Business spend management: Definition & benefits

Author
Brendan Tuytel
Contributor
Author
Brendan Tuytel
Contributor

If you want to maximize profits, there are two approaches you can take.

You could focus on growing revenue. Maybe you launch a new marketing campaign or run a promo to increase your sales and bolster your bottom line. The catch here is that your customer base doesn’t always take the action you expect them to.

Or you could focus on better managing your expenses. These are the factors that are most within your control.

But business spend management is more than cutting unnecessary costs or minimizing expenses. And if you understand it, you’ll have new ideas on how to better spend your money to maximize the return for your business.

Key takeaways

Control Your Spending: It's about managing how your business spends money to save and make more.

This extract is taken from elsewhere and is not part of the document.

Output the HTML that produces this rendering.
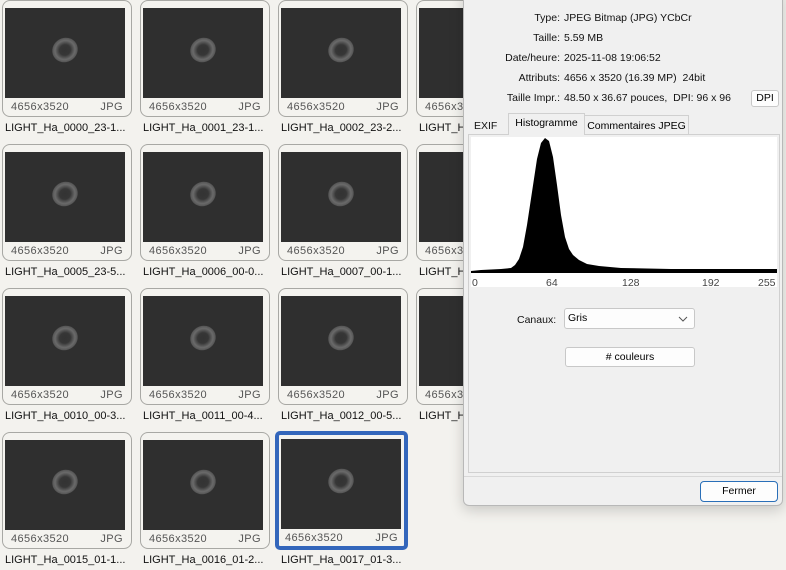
<!DOCTYPE html>
<html><head><meta charset="utf-8"><style>
*{box-sizing:border-box;margin:0;padding:0}
body{width:786px;height:570px;overflow:hidden;background:#f3f2ee;font-family:"Liberation Sans",sans-serif;position:relative}
.tile{position:absolute;width:130px;height:117px;border:1px solid #a8a8a4;border-radius:8px;background:#f4f3ef}
.tile .img{position:absolute;left:2px;top:7px;width:120px;height:90px;background:#2f2f2f;overflow:hidden}
.tile .img::after{content:"";position:absolute;left:47px;top:30px;width:26px;height:24px;border-radius:50%;background:radial-gradient(ellipse at center,#333 0,#363636 30%,#6a6a6a 55%,#4a4a4a 78%,rgba(47,47,47,0) 100%);transform:rotate(-30deg)}
.tile .dim{position:absolute;left:8px;top:100px;font-size:11px;color:#555;letter-spacing:.4px}
.tile .ext{position:absolute;right:8px;top:100px;font-size:11px;color:#555;letter-spacing:.4px}
.name{position:absolute;font-size:11px;color:#111;white-space:nowrap}
.sel{border:4px solid #3366bb;border-radius:5px}
.sel .img{left:2px;top:4px}
.sel .dim{top:97px;left:6px}.sel .ext{top:97px;right:6px}
#dlg{position:absolute;left:463px;top:-10px;width:320px;height:516px;background:#f0f0f0;border:1px solid #b8b8b8;border-radius:0 0 6px 6px;box-shadow:0 4px 14px rgba(0,0,0,.18)}
.lbl{position:absolute;font-size:10.5px;color:#111;white-space:nowrap}
.r{text-align:right;width:96px;left:0}
.v{left:100px}
</style></head><body>
<div class="tile" style="left:2px;top:0"><div class="img"></div><span class="dim">4656x3520</span><span class="ext">JPG</span></div>
<div class="tile" style="left:140px;top:0"><div class="img"></div><span class="dim">4656x3520</span><span class="ext">JPG</span></div>
<div class="tile" style="left:278px;top:0"><div class="img"></div><span class="dim">4656x3520</span><span class="ext">JPG</span></div>
<div class="tile" style="left:416px;top:0"><div class="img"></div><span class="dim">4656x3520</span><span class="ext">JPG</span></div>
<div class="tile" style="left:2px;top:144px"><div class="img"></div><span class="dim">4656x3520</span><span class="ext">JPG</span></div>
<div class="tile" style="left:140px;top:144px"><div class="img"></div><span class="dim">4656x3520</span><span class="ext">JPG</span></div>
<div class="tile" style="left:278px;top:144px"><div class="img"></div><span class="dim">4656x3520</span><span class="ext">JPG</span></div>
<div class="tile" style="left:416px;top:144px"><div class="img"></div><span class="dim">4656x3520</span><span class="ext">JPG</span></div>
<div class="tile" style="left:2px;top:288px"><div class="img"></div><span class="dim">4656x3520</span><span class="ext">JPG</span></div>
<div class="tile" style="left:140px;top:288px"><div class="img"></div><span class="dim">4656x3520</span><span class="ext">JPG</span></div>
<div class="tile" style="left:278px;top:288px"><div class="img"></div><span class="dim">4656x3520</span><span class="ext">JPG</span></div>
<div class="tile" style="left:416px;top:288px"><div class="img"></div><span class="dim">4656x3520</span><span class="ext">JPG</span></div>
<div class="tile" style="left:2px;top:432px"><div class="img"></div><span class="dim">4656x3520</span><span class="ext">JPG</span></div>
<div class="tile" style="left:140px;top:432px"><div class="img"></div><span class="dim">4656x3520</span><span class="ext">JPG</span></div>
<div class="tile sel" style="left:275px;top:431px;width:133px;height:119px"><div class="img"></div><span class="dim">4656x3520</span><span class="ext">JPG</span></div>

<div class="name" style="left:5px;top:122px">LIGHT_Ha_0000_23-1...</div>
<div class="name" style="left:143px;top:122px">LIGHT_Ha_0001_23-1...</div>
<div class="name" style="left:281px;top:122px">LIGHT_Ha_0002_23-2...</div>
<div class="name" style="left:419px;top:122px">LIGHT_Ha</div>
<div class="name" style="left:5px;top:266px">LIGHT_Ha_0005_23-5...</div>
<div class="name" style="left:143px;top:266px">LIGHT_Ha_0006_00-0...</div>
<div class="name" style="left:281px;top:266px">LIGHT_Ha_0007_00-1...</div>
<div class="name" style="left:419px;top:266px">LIGHT_Ha</div>
<div class="name" style="left:5px;top:410px">LIGHT_Ha_0010_00-3...</div>
<div class="name" style="left:143px;top:410px">LIGHT_Ha_0011_00-4...</div>
<div class="name" style="left:281px;top:410px">LIGHT_Ha_0012_00-5...</div>
<div class="name" style="left:419px;top:410px">LIGHT_Ha</div>
<div class="name" style="left:5px;top:554px">LIGHT_Ha_0015_01-1...</div>
<div class="name" style="left:143px;top:554px">LIGHT_Ha_0016_01-2...</div>
<div class="name" style="left:281px;top:554px">LIGHT_Ha_0017_01-3...</div>

<div id="dlg">
  <div class="lbl r" style="top:21px">Type:</div><div class="lbl v" style="top:21px">JPEG Bitmap (JPG) YCbCr</div>
  <div class="lbl r" style="top:41px">Taille:</div><div class="lbl v" style="top:41px">5.59 MB</div>
  <div class="lbl r" style="top:61px">Date/heure:</div><div class="lbl v" style="top:61px">2025-11-08 19:06:52</div>
  <div class="lbl r" style="top:81px">Attributs:</div><div class="lbl v" style="top:81px">4656 x 3520 (16.39 MP)&nbsp; 24bit</div>
  <div class="lbl r" style="top:101px">Taille Impr.:</div><div class="lbl v" style="top:101px">48.50 x 36.67 pouces,&nbsp; DPI: 96 x 96</div>
  <div style="position:absolute;left:287px;top:99px;width:28px;height:17px;border:1px solid #c8c8c8;border-radius:3px;background:#fdfdfd;font-size:10.5px;text-align:center;line-height:15px">DPI</div>
  <div style="position:absolute;left:4px;top:143px;width:312px;height:339px;border:1px solid #d0d0d0;background:#f0f0f0"></div>
  <div class="lbl" style="left:10px;top:129px">EXIF</div>
  <div style="position:absolute;left:44px;top:122px;width:77px;height:22px;border:1px solid #d0d0d0;border-bottom:none;background:#f0f0f0;font-size:10.5px;text-align:center;line-height:19px">Histogramme</div>
  <div style="position:absolute;left:121px;top:124px;width:104px;height:20px;border:1px solid #d0d0d0;border-bottom:none;border-left:none;font-size:10.5px;text-align:center;line-height:20px">Commentaires JPEG</div>
  <div style="position:absolute;left:7px;top:146px;width:306px;height:150px;background:#fff">
    <svg width="306" height="150" style="position:absolute;left:0;top:0">
      <path d="M0 134 L10 133 L30 132 L40 131 L44 128 L48 122 L52 110 L56 88 L61 55 L66 22 L70 6 L74 1 L78 4 L82 20 L86 48 L90 78 L94 100 L98 112 L102 118 L108 123 L116 127 L128 129 L150 131 L200 132 L306 132 L306 136 L0 136Z" fill="#000"/>
      <g font-family="Liberation Sans,sans-serif" font-size="10.5" fill="#444">
        <text x="1" y="149">0</text><text x="75" y="149">64</text><text x="151" y="149">128</text><text x="231" y="149">192</text><text x="287" y="149">255</text>
      </g>
    </svg>
  </div>
  <div class="lbl" style="left:53px;top:323px">Canaux:</div>
  <div style="position:absolute;left:100px;top:317px;width:131px;height:21px;border:1px solid #c8c8c8;border-radius:3px;background:#fdfdfd;font-size:10.5px;line-height:19px;padding-left:3px">Gris<svg width="10" height="6" style="position:absolute;right:6px;top:7px"><path d="M1 1 L5 5 L9 1" stroke="#555" fill="none"/></svg></div>
  <div style="position:absolute;left:101px;top:356px;width:130px;height:20px;border:1px solid #c8c8c8;border-radius:3px;background:#fdfdfd;font-size:10.5px;text-align:center;line-height:18px"># couleurs</div>
  <div style="position:absolute;left:0;top:485px;width:318px;height:1px;background:#d8d8d8"></div>
  <div style="position:absolute;left:236px;top:490px;width:78px;height:21px;border:1px solid #2a6fb8;border-radius:4px;background:#fdfdfd;font-size:10.5px;text-align:center;line-height:19px">Fermer</div>
</div>
</body></html>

Use Technology Wisely: Tools help track expenses, streamline purchases, and predict future spending accurately.

Boost Financial Smarts: Understand where every dollar goes to improve budgeting and make smarter financial decisions.

What is business spend management?

Business spend management (BSM) is a term that refers to the technology and strategies a business uses to stay on top of its spending.

The purpose of BSM is to get critical about both what you’re spending and the process through which things are being purchased. Just as cutting costs helps bolster your bottom line, so too does finding new ways to automate and expedite the purchasing process.

Over time, you start to maximize the return on investment (ROI) of your expenses because you’ve:

What’s included in business spend management?

Business spend management is an overarching term that touches on multiple parts of the purchasing process. Everything from an expense or reimbursement request being submitted to the point of it being purchased, logged, and analyzed is included in the term.

Generally speaking, business spend management covers the following key components:

  • Procurement: How you source goods, select suppliers, negotiate contracts, and manage purchase orders
  • Expense management: Managing employee expenses and reimbursements to ensure compliance with company policies
  • Invoice management: Automating and managing the process of receiving invoices and processing payments to keep suppliers happy
  • Spend analysis: Analyzing spending trends and patterns for opportunities to find new efficiencies and savings
  • Vendor management: Assessing supplier relationships, investing in suppliers that are reliable, cost-effective, and meet your needs
  • Contract management: Referring back to contracts and reviewing terms potential improvements or adjustments that better serve your finances and cash flow
  • Budgeting and forecasting: Projecting future financial outcomes and creating a budget to best manage those projections

Understanding business spend management isn’t looking at each of these components individually, but also understanding how they’re connected.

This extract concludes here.